Growing up in Long Island, during the 1960's and 1970's, my only connection with great European paintings were through my occasional train rides to NYC to visit the Metropolitan Museum of Art and The Frick.
I was also growing up in the age of abstract Modern Art, which I had no interest in. There weren't a whole lot of figurative painters I was aware of and I had no where to turn to find an accomplished painter to teach me.
After school I spent more time bicycle riding and playing basketball at a local park then drawing. But my dream of painting portraits on the level of Velazquez, Hals, and Sargent (to name a few) never left me.
In the late 1970's, my college years, I attended both Purchase College and Rochester Institute of Technology. I was enrolled as a Fine Arts major and in 1982 received my B.F.A. from R.I.T.
After graduating I had no plan on how I was going to become a successful artist. The chips were very much stacked against me.
After being out of school for a few years, and living at home and doing odd jobs, I heard about a teacher on Long Island who gave classes in traditional painting. His name was Harold Stevenson. I called Harold with overwhelming exuberance and expressed to him on the phone that he just had to teach me. Harold told me to slow down and explained he had a one-year waiting list.
A year indeed passed and then one morning the phone rang and it was Harold. He told me a spot had opened in his classes and to come meet him to see if his "school" was right for me.
I grabbed my spot and spent the next four years learning from Harold, until he passed away of a terrible illness way before his time. Harold was a product of the Frank Reilly painting method which harkened back to the French Academy of the 19th century. Harold also had the privilege to have studied with Norman Rockwell one summer.
I treasured every evening that I attended Harold's classes, held in his home, where I learned traditional figure painting from live models. I finally had a connection, albeit a small one, to the great painters from a past age.
After Harold died, I found another marvelous painting teacher, Michael Aviano, who lived and taught out of his apartment on New York's Upper Westside. Michael was a Renaissance Man. He was an outstanding portrait painter in the Grand Manner style. I studied with Michael for about two years, at which time I heard about a brand new, experimental art school in downtown Manhattan, called The New York Academy of Art.

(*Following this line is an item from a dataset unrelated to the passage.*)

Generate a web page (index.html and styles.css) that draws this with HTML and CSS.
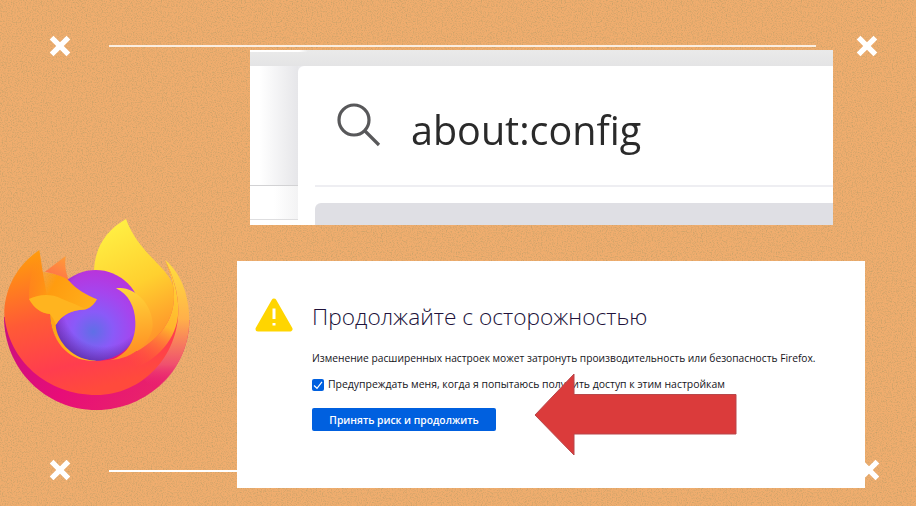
FILE: index.html
```html
<!DOCTYPE html>
<html>
  <head>
    <meta charset="utf-8" />
    <meta name="viewport" content="width=device-width, initial-scale=1" />
    <link rel="stylesheet" href="styles.css">
  </head>
  <body>
    <div class="slide">
      <svg class="cork" width="916" height="506">
        <filter id="grain">
          <feTurbulence type="fractalNoise" baseFrequency="0.8" numOctaves="2" seed="4" />
          <feColorMatrix type="matrix" values="0 0 0 0 0.6  0 0 0 0 0.36  0 0 0 0 0.14  0 0 0 2.4 -1.05" />
        </filter>
        <rect width="916" height="506" filter="url(#grain)" />
      </svg>

      <div class="line line-top"></div>
      <div class="line line-bottom"></div>

      <svg class="cross cross-tl" viewBox="0 0 20 20"><path d="M3 3L17 17M17 3L3 17" /></svg>
      <svg class="cross cross-tr" viewBox="0 0 20 20"><path d="M3 3L17 17M17 3L3 17" /></svg>
      <svg class="cross cross-bl" viewBox="0 0 20 20"><path d="M3 3L17 17M17 3L3 17" /></svg>
      <svg class="cross cross-br" viewBox="0 0 20 20"><path d="M3 3L17 17M17 3L3 17" /></svg>

      <svg class="logo" viewBox="0 0 720 660">
        <defs>
          <linearGradient id="bodyGrad" x1="0.25" y1="0" x2="0.55" y2="0.95">
            <stop offset="0" stop-color="#ff9a0e" />
            <stop offset="0.45" stop-color="#ff5a36" />
            <stop offset="0.8" stop-color="#ff3d4e" />
            <stop offset="1" stop-color="#ff4a3c" />
          </linearGradient>
          <linearGradient id="flameGrad" x1="0.3" y1="0" x2="0.6" y2="1">
            <stop offset="0" stop-color="#fff044" />
            <stop offset="0.5" stop-color="#ffd02f" />
            <stop offset="1" stop-color="#ff8a2a" />
          </linearGradient>
          <linearGradient id="rimGrad" x1="0.4" y1="0" x2="0.4" y2="1">
            <stop offset="0" stop-color="#ffe03c" />
            <stop offset="0.45" stop-color="#ffb04a" />
            <stop offset="0.8" stop-color="#f0506e" />
            <stop offset="1" stop-color="#e70d78" stop-opacity="0" />
          </linearGradient>
          <linearGradient id="bandGrad" x1="0.8" y1="0" x2="0.5" y2="1">
            <stop offset="0" stop-color="#ffd83a" />
            <stop offset="0.55" stop-color="#ffb52c" />
            <stop offset="1" stop-color="#ff5a30" stop-opacity="0" />
          </linearGradient>
          <linearGradient id="shadeGrad" x1="0" y1="0" x2="1" y2="0.3">
            <stop offset="0" stop-color="#c8107f" />
            <stop offset="0.5" stop-color="#e70d78" />
            <stop offset="1" stop-color="#e9246a" />
          </linearGradient>
          <radialGradient id="globeGrad" gradientUnits="userSpaceOnUse" cx="280" cy="395" r="200">
            <stop offset="0" stop-color="#5f6fe6" />
            <stop offset="0.3" stop-color="#8a5af8" />
            <stop offset="0.6" stop-color="#a545ee" />
            <stop offset="1" stop-color="#bd30d6" />
          </radialGradient>
          <radialGradient id="globeEdge" gradientUnits="userSpaceOnUse" cx="310" cy="320" r="175">
            <stop offset="0.68" stop-color="#3c1e82" stop-opacity="0" />
            <stop offset="1" stop-color="#3c1e82" stop-opacity="0.65" />
          </radialGradient>
          <linearGradient id="crescentGrad" x1="0.3" y1="0" x2="0.4" y2="1">
            <stop offset="0" stop-color="#ffd83a" />
            <stop offset="1" stop-color="#ff8b22" />
          </linearGradient>
          <linearGradient id="headGrad" x1="0" y1="0" x2="0.9" y2="0.8">
            <stop offset="0.1" stop-color="#ff980e" stop-opacity="0" />
            <stop offset="0.4" stop-color="#ff9c10" />
            <stop offset="1" stop-color="#ffb51e" />
          </linearGradient>
          <linearGradient id="earGrad" x1="0.8" y1="0" x2="0.3" y2="1">
            <stop offset="0" stop-color="#ff9c38" />
            <stop offset="1" stop-color="#ff6f4a" />
          </linearGradient>
        </defs>
        <path fill="url(#shadeGrad)" d="M12 350C12 505 135 630 290 630C445 630 568 505 568 360L300 400Z" />
        <path fill="url(#rimGrad)" d="M495 180C545 220 568 290 568 360C568 440 530 520 465 572L395 500C480 470 535 400 535 330C535 280 520 225 495 180Z" />
        <path fill="url(#flameGrad)" d="M378 57C320 90 285 140 282 212L420 470C500 405 528 340 522 270C512 200 420 170 378 57Z" />
        <path fill="url(#bodyGrad)" d="M118 150C50 195 12 270 13 345C25 480 140 585 290 585C425 585 535 470 535 330C535 280 518 225 495 180C510 215 522 250 522 290C522 350 490 400 440 435C395 470 340 482 290 482L150 340L128 215Z" />
        <path fill="url(#bandGrad)" d="M495 180C518 225 535 280 535 330C535 400 490 470 400 508C360 490 345 485 320 480C380 475 410 455 440 435C490 400 522 350 522 290C522 250 510 215 495 180Z" />
        <path fill="url(#earGrad)" d="M135 215L197 168C193 195 198 220 207 242C180 228 160 220 135 215Z" />
        <circle fill="url(#globeGrad)" cx="287" cy="346" r="136" />
        <circle fill="url(#globeEdge)" cx="287" cy="346" r="136" />
        <path fill="url(#crescentGrad)" d="M348 265C400 255 455 310 458 370C460 425 400 478 330 480C385 465 408 415 406 365C405 320 385 282 348 265Z" />
        <path fill="url(#headGrad)" d="M118 150L128 215C160 220 190 228 207 242C230 270 262 285 291 298C282 315 268 325 258 328C215 330 185 345 167 375C170 425 220 482 290 482C205 490 152 420 150 342C125 340 102 325 87 297C85 250 100 190 118 150Z" />
        <path fill="#ffb41f" d="M87 297C110 285 150 278 185 296C215 308 240 318 258 328C215 330 185 345 167 375C165 360 155 350 150 342C125 340 102 325 87 297Z" />
      </svg>

      <div class="shot shot-search">
        <div class="shot-strip"></div>
        <div class="shot-main">
          <div class="sidebar">
            <div class="sidebar-top"></div>
            <div class="sidebar-row"></div>
          </div>
          <div class="search-card">
            <div class="search-row">
              <svg class="search-icon" viewBox="0 0 44 44">
                <circle cx="17" cy="17" r="15" />
                <path d="M28 28L42 42" />
              </svg>
              <span class="search-text">about:config</span>
            </div>
            <div class="search-rule"></div>
            <div class="search-result"></div>
          </div>
        </div>
      </div>

      <div class="shot shot-warning">
        <div class="warning-head">
          <svg class="warning-icon" viewBox="0 0 38 36">
            <path class="warning-tri" d="M19 3L35 31H3Z" />
            <path class="warning-mark" d="M19 10.5V21M19 25V27.5" />
          </svg>
          <h1>Продолжайте с осторожностью</h1>
        </div>
        <div class="warning-body">
          <p>Изменение расширенных настроек может затронуть производительность или безопасность Firefox.</p>
          <label class="warning-check">
            <span class="checkbox">
              <svg viewBox="0 0 12 12"><path d="M2 6.5L5 9.3L10 2.8" /></svg>
            </span>
            Предупреждать меня, когда я попытаюсь получить доступ к этим настройкам
          </label>
          <button>Принять риск и продолжить</button>
        </div>
      </div>

      <svg class="arrow" viewBox="0 0 206 86">
        <path d="M1 42L40 1V21.5H202V61H40V82Z" />
      </svg>
    </div>
  </body>
</html>
```

FILE: styles.css
```css
body {
  margin: 0;
  font-family: "Open Sans", "Noto Sans", sans-serif;
}

.slide {
  position: relative;
  width: 916px;
  height: 506px;
  overflow: hidden;
  background-color: #f0ad6e;
}

.cork {
  position: absolute;
  left: 0;
  top: 0;
}

.line {
  position: absolute;
  left: 109px;
  height: 2px;
  background-color: #fbeee0;
}

.line-top {
  top: 45px;
  width: 707px;
}

.line-bottom {
  top: 470px;
  width: 130px;
  background-color: #fff;
}

.cross {
  position: absolute;
  width: 24px;
  height: 24px;
  fill: none;
  stroke: #fff;
  stroke-width: 4.4;
}

.cross-tl {
  left: 48px;
  top: 34px;
}

.cross-tr {
  left: 855px;
  top: 34px;
}

.cross-bl {
  left: 48px;
  top: 458px;
}

.cross-br {
  left: 857px;
  top: 458px;
}

.logo {
  position: absolute;
  left: 0;
  top: 200px;
  width: 240px;
  height: 220px;
}

.shot {
  position: absolute;
  background-color: #fff;
  overflow: hidden;
}

/* top screenshot, the address bar */
.shot-search {
  left: 250px;
  top: 50px;
  width: 583px;
  height: 175px;
  display: flex;
  flex-direction: column;
}

.shot-strip {
  height: 16px;
  flex-shrink: 0;
  background:
    linear-gradient(to right, #fff, #fff 85%, transparent) 0 0 / 58px 2px no-repeat,
    linear-gradient(to bottom, #eaeaea, #e4e4e5);
}

.shot-main {
  flex: 1;
  display: flex;
  background-color: #e9e9ec;
}

.sidebar {
  width: 48px;
  display: flex;
  flex-direction: column;
  background-color: #fff;
}

.sidebar-top {
  height: 119px;
  border-bottom: 1px solid #d2d2d4;
  background: linear-gradient(to right, #fff 20%, #e6e6e9);
}

.sidebar-row {
  height: 33px;
  border-bottom: 1px solid #dedee0;
  background: linear-gradient(to right, #fff 50%, #f3f3f4);
}

.search-card {
  flex: 1;
  padding-left: 17px;
  background-color: #fff;
  border-top-left-radius: 6px;
}

.search-row {
  height: 119px;
  display: flex;
  align-items: center;
  gap: 30px;
  padding-left: 22px;
  box-sizing: border-box;
}

.search-icon {
  width: 44px;
  height: 44px;
  margin-top: -2px;
  fill: none;
  stroke: #58585a;
  stroke-width: 3.2;
  filter: blur(0.4px);
}

.search-text {
  margin-top: 8px;
  font-size: 39.5px;
  color: #2a2a2a;
  filter: blur(0.6px);
}

.search-rule {
  height: 2px;
  background-color: #eeeef2;
}

.search-result {
  height: 22px;
  margin-top: 16px;
  background-color: #dfdfe4;
  border-top-left-radius: 6px;
}

/* bottom screenshot, the warning page */
.shot-warning {
  left: 237px;
  top: 261px;
  width: 628px;
  height: 227px;
  box-sizing: border-box;
  padding: 37px 0 0 18px;
  color: #15141a;
}

.warning-head {
  display: flex;
  align-items: center;
  gap: 19px;
}

.warning-icon {
  width: 38px;
  height: 36px;
  flex-shrink: 0;
}

.warning-tri {
  fill: #ffd500;
  stroke: #ffd500;
  stroke-width: 5;
  stroke-linejoin: round;
}

.warning-mark {
  fill: none;
  stroke: #fff;
  stroke-width: 3;
}

h1 {
  margin: 0;
  font-size: 22.7px;
  font-weight: 300;
  color: #20123a;
}

.warning-body {
  margin-left: 57px;
  display: flex;
  flex-direction: column;
  align-items: flex-start;
  line-height: 15px;
}

p {
  margin: 17px 0 0;
  font-size: 10.22px;
}

.warning-check {
  display: flex;
  align-items: center;
  gap: 4px;
  margin-top: 11px;
  font-size: 10.45px;
}

.checkbox {
  width: 12px;
  height: 12px;
  border-radius: 2px;
  background-color: #0060df;
  display: flex;
}

.checkbox path {
  fill: none;
  stroke: #fff;
  stroke-width: 1.2;
}

button {
  width: 184px;
  height: 23px;
  margin-top: 16px;
  padding: 0;
  border: 0;
  border-radius: 2px;
  background-color: #0060df;
  color: #fff;
  font-family: inherit;
  font-size: 10.3px;
  font-weight: 600;
}

.arrow {
  position: absolute;
  left: 534px;
  top: 373px;
  width: 206px;
  height: 86px;
  fill: #db3b3b;
  stroke: #b8474a;
  stroke-width: 1;
}
```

The New York academy of art was conceived in the early 1980's as a tuition free drawing school. I was among the first students to study at the NYAA. In 1986, the governing board off the Academy applied to become a full fledged graduate school, being able to grant a Master of Fine Arts degree. Miraculously, they were granted their charter and I was in that first graduating class in 1986.
In addition to receiving my M.F. A. degree, the New York Academy of Art was also responsible for paving the way for me to finally find employment in the art field. It wasn't quite what I was expecting. I landed on my feet as a Grammar School Art Teacher at Saint Ignatius Loyola School on the Upper East Side of Manhattan. Saint Ignatius was my home for the next 33 years, until I retired in 2020. I loved every moment of my profession as a K-8 art teacher.
I met many wonderful children and their families over my many years teaching at Saint Ignatius. There is one family in particular I want to to say a few words about.
One afternoon at dismissal, I noticed that one of the mom's who was there to pick up her 3rd Grade son, had with her a French Easel with a sublime painting of a statue in Central Park she had been working on. I expressed my admiration for her painting and with humility dismissed her own talent and told me it were her parents who were the great painters in the family, specifically accomplished portrait painters. She told me that at Christmas I would be invited to their home to see her parents work. Without getting to detailed, her apartment and the hallway leading to the apartment were adorned with the most fantastic portraits I had seen outside of a museum.
I exclaimed that her parents paintings are on par with John Singer Sargents. After a fine dinner, she placed a Celestial Globe in front of of me and told me that this globe was a gift that Sargent had given her father. Her father had met Sargent in 1924 while studying in London. Sargent was very impressed with the younger painter.
She also told me that her father kept notes on painting technique and that she would make me a copy of his notes. Suffice it to say that I left dinner that night feeling that this was by far the strongest connection I had made to the Gilded Age of Painting and Old-Master Painting in general.
Despite having a reasonable foundation in painting, I continued to struggle with oil painting. I would teach by day and paint at night and on weekends. Not all the time, mind you, but I did keep at it. My frustration with not being able to produce a painting on a certain level that I expected from myself seemed to never end.
It's only recently that I am pleased with my work. After 45 years of experimenting with oil paint and a multitude of mediums with which to thin the paint (from egg yolk to varnish to chalk to even mustard), I feel I have found a technique that allows me to express myself. I am very proud of myself for sticking with it, even when it seemed hopeless.
I retired as mentioned in 2020 and I now live with my wife in Palm Coast, Florida. I am becoming accustomed the local scenery and have begun to paint native landscapes and seascapes. I do hope to apply my new technique to portraiture as well. For now, I am very happy working on scenic paintings.